A morte de qualquer ser humano é por si só trágica, mas referir o significado da morte de Marielle é inevitável: mulher da periferia, negra, socióloga formada com dificuldades, por ser de origem humilde, vinda da favela da Maré, mãe solteira, bissexual e defensora dos direitos humanos, por meio do coletivo que criou.
Tinha tudo para não dar certo nos moldes de nossa sociedade. Mas deu. E o recado de sua morte para o povo parece ser o de que seus representantes, quando conseguem vencer e aproximar-se do poder, passam a incomodar estruturas arraigadas, sendo condenados a violência e morte brutal.
Trata-se, pois, da morte de uma autoridade pública, presumivelmente sob encomenda, como um desafio a todo e qualquer poder estabelecido, mas principalmente à prometida panacéia da intervenção federal no estado do Rio de Janeiro.

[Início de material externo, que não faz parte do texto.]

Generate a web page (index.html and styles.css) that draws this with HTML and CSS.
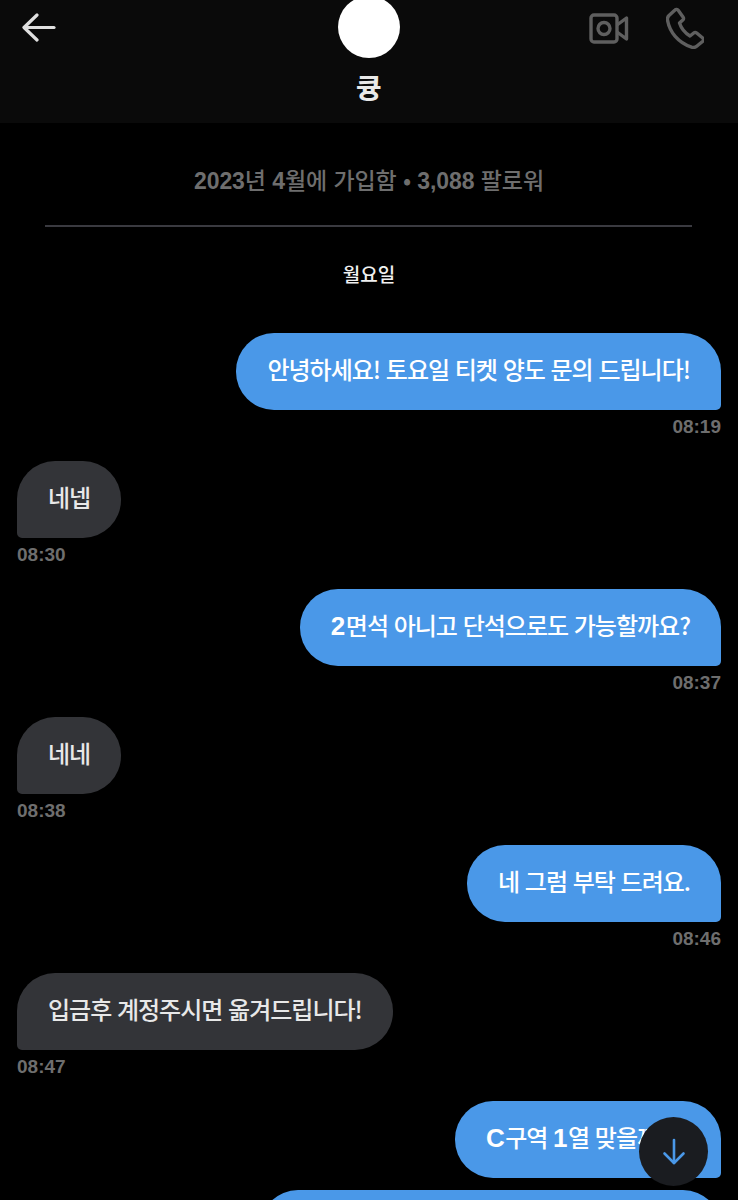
FILE: index.html
```html
<!DOCTYPE html>
<html lang="ko">

<head>
   <meta charset="UTF-8">
   <meta name="viewport" content="width=device-width, initial-scale=1.0">
   <title>큥</title>

   <link rel="stylesheet" href="styles.css">
</head>

<body>
   <div class="chat">
      <div class="header">
         <svg class="back__icon" viewBox="0 0 34 30" fill="none" stroke="#e0e0e0" stroke-width="3.2" stroke-linecap="round" stroke-linejoin="round">
            <path d="M15 2 2 14.500 15 27"/>
            <path d="M2.500 14.500H32"/>
         </svg>

         <div class="header__center">
            <div class="avatar"></div>
            <div class="name">큥</div>
         </div>

         <div class="header__icons">
            <svg class="video__icon" viewBox="0 0 40 32" fill="none" stroke="#5f5f5f" stroke-width="3.4" stroke-linejoin="round">
               <rect x="2" y="3" width="26" height="27" rx="3"/>
               <circle cx="15" cy="16.500" r="6"/>
               <path d="M28 13 37.500 6V27L28 20"/>
            </svg>
            <svg class="phone__icon" viewBox="0 0 38 42" fill="none" stroke="#5f5f5f" stroke-width="3.4" stroke-linejoin="round">
               <path d="M3 8.500 9 3c1-1 2.400-.8 3.200.3l4.800 6.700c.7 1 .6 2.200-.2 3l-3.300 3c1.800 5.500 5.500 10 10.500 13l3.700-3c.9-.7 2.100-.7 3 0l6 5c1 .9 1 2.300.1 3.200L31 39c-1.500 1.400-3.500 1.800-5.400 1.200C12 35.500 3.500 25 1.500 13c-.3-1.700.3-3.300 1.500-4.500Z"/>
            </svg>
         </div>
      </div>

      <div class="meta"><b class="num">2023</b>년 <b class="num">4</b>월에 가입함 • <b class="num">3,088</b> 팔로워</div>
      <div class="divider"></div>
      <div class="day">월요일</div>

      <div class="messages">
         <div class="row row--me">
            <div class="bubble bubble--me">안녕하세요! 토요일 티켓 양도 문의 드립니다!</div>
            <div class="time">08:19</div>
         </div>
         <div class="row">
            <div class="bubble bubble--them">네넵</div>
            <div class="time">08:30</div>
         </div>
         <div class="row row--me">
            <div class="bubble bubble--me"><b class="num">2</b>면석 아니고 단석으로도 가능할까요?</div>
            <div class="time">08:37</div>
         </div>
         <div class="row">
            <div class="bubble bubble--them">네네</div>
            <div class="time">08:38</div>
         </div>
         <div class="row row--me">
            <div class="bubble bubble--me">네 그럼 부탁 드려요.</div>
            <div class="time">08:46</div>
         </div>
         <div class="row">
            <div class="bubble bubble--them">입금후 계정주시면 옮겨드립니다!</div>
            <div class="time">08:47</div>
         </div>
         <div class="row row--me row--short">
            <div class="bubble bubble--me"><b class="num">C</b>구역 <b class="num">1</b>열 맞을까요?</div>
         </div>
         <div class="row row--me">
            <div class="bubble bubble--me bubble--cut"></div>
         </div>
      </div>

      <div class="scroll__button">
         <svg class="down__icon" viewBox="0 0 24 28" fill="none" stroke="#4a98e8" stroke-width="2.6" stroke-linecap="round" stroke-linejoin="round">
            <path d="M12 2V25"/>
            <path d="M2.500 15.500 12 25l9.500-9.500"/>
         </svg>
      </div>
   </div>
</body>

</html>
```

FILE: styles.css
```css
* {
   font-family: "Noto Sans CJK KR", "Liberation Sans", sans-serif;
   box-sizing: border-box;
   padding: 0;
   margin: 0;
}

html,
body {
   height: 100%;
   overflow: hidden;
}

body {
   background-color: #000;
   color: #fff;
}

.chat {
   position: relative;
   height: 1200px;
   overflow: hidden;
}

.header {
   height: 123px;
   background-color: #0a0a0a;
   display: grid;
   grid-template-columns: 1fr auto 1fr;
   align-items: start;
   padding: 0 22px;
}

.back__icon {
   width: 34px;
   height: 30px;
   margin-top: 13px;
}

.header__center {
   display: flex;
   flex-direction: column;
   align-items: center;
}

.avatar {
   width: 62px;
   height: 62px;
   margin-top: -4px;
   border-radius: 50%;
   background-color: #fff;
}

.name {
   margin-top: 11px;
   font-size: 28px;
   line-height: 36px;
   font-weight: 700;
   color: #e8e8e8;
}

.header__icons {
   display: flex;
   justify-content: flex-end;
   align-items: flex-start;
   gap: 37px;
   padding-right: 12px;
}

.video__icon {
   width: 40px;
   height: 32px;
   margin-top: 12px;
}

.phone__icon {
   width: 38px;
   height: 42px;
   margin-top: 7px;
}

.num {
   font-family: "Liberation Sans", sans-serif;
   font-weight: 700;
}

.meta {
   margin-top: 41px;
   height: 30px;
   line-height: 30px;
   text-align: center;
   font-size: 23px;
   letter-spacing: -0.1px;
   font-weight: 500;
   color: #6e6e6e;
}

.divider {
   height: 2px;
   margin: 31px 46px 0 45px;
   background-color: #3a3a40;
}

.day {
   margin-top: 32px;
   height: 30px;
   line-height: 30px;
   text-align: center;
   font-size: 19px;
   font-weight: 500;
   color: #f0f0f0;
}

.messages {
   margin-top: 44px;
   padding: 0 17px;
   display: flex;
   flex-direction: column;
}

.row {
   height: 128px;
   display: flex;
   flex-direction: column;
   align-items: flex-start;
}

.row--me {
   align-items: flex-end;
}

.row--short {
   height: 89px;
}

.bubble {
   height: 77px;
   line-height: 71px;
   padding: 0 31px;
   font-size: 24px;
   font-weight: 500;
   letter-spacing: -1px;
   white-space: nowrap;
   border-radius: 38px;
}

.bubble .num {
   font-size: 26px;
   margin-right: 1.5px;
}

.bubble--me {
   background-color: #4a98e8;
   color: #fff;
   border-bottom-right-radius: 5px;
}

.bubble--them {
   background-color: #333438;
   color: #e8e8e8;
   border-bottom-left-radius: 5px;
}

.bubble--cut {
   width: 461px;
}

.time {
   margin-top: 6px;
   height: 22px;
   line-height: 22px;
   font-family: "Liberation Sans", sans-serif;
   font-size: 19px;
   font-weight: 700;
   color: #6e6e6e;
}

.scroll__button {
   position: absolute;
   left: 639px;
   top: 1117px;
   width: 69px;
   height: 69px;
   border-radius: 50%;
   background-color: #1a1c20;
   display: flex;
   align-items: center;
   justify-content: center;
}

.down__icon {
   width: 24px;
   height: 28px;
}
```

Intervenção na qual se atua mirando traficantes e o povo das favelas, e nada se faz, também presumivelmente, em relação a milícias e grupos paramilitares incrustados ou não no Estado.
Incomodava a jovem vereadora quem estava incomodado com sua atuação em defesa dos direitos humanos. Se se tratar de crime cometido por grupo paramilitar, estamos diante de uma questão grave de Estado –aliás como apontam imprensa e autoridades do Brasil, da Europa e dos Estados Unidos.
O crime aponta e acentua a crise que se instalou no país, com a fragilização da democracia, que decorre de corrupção e da inversão da ordem estabelecida pela Constituição, quando o pretexto para se tirar uma governante do poder é imediatamente descartado quando se trata de manter outro governante.
Uma inversão a que instituições tradicionalmente defensoras das liberdades públicas parecem tapar os ouvidos, dando margem ao aumento da violência, da truculência e das arbitrariedades.
Não se pode permitir seja a interpretação leviana do caso, seja o encobrimento de sua investigação rigorosa.
É preciso que a sociedade aja, reconhecendo-se em Marielle, mobilize-se em defesa da democracia, antes que seja tarde.
Tempos sombrios vivemos e é preciso enfrentar com o direito e a justiça as tentativas de os tornar ainda mais perigosos.
A segurança da sociedade está no respeito aos direitos humanos.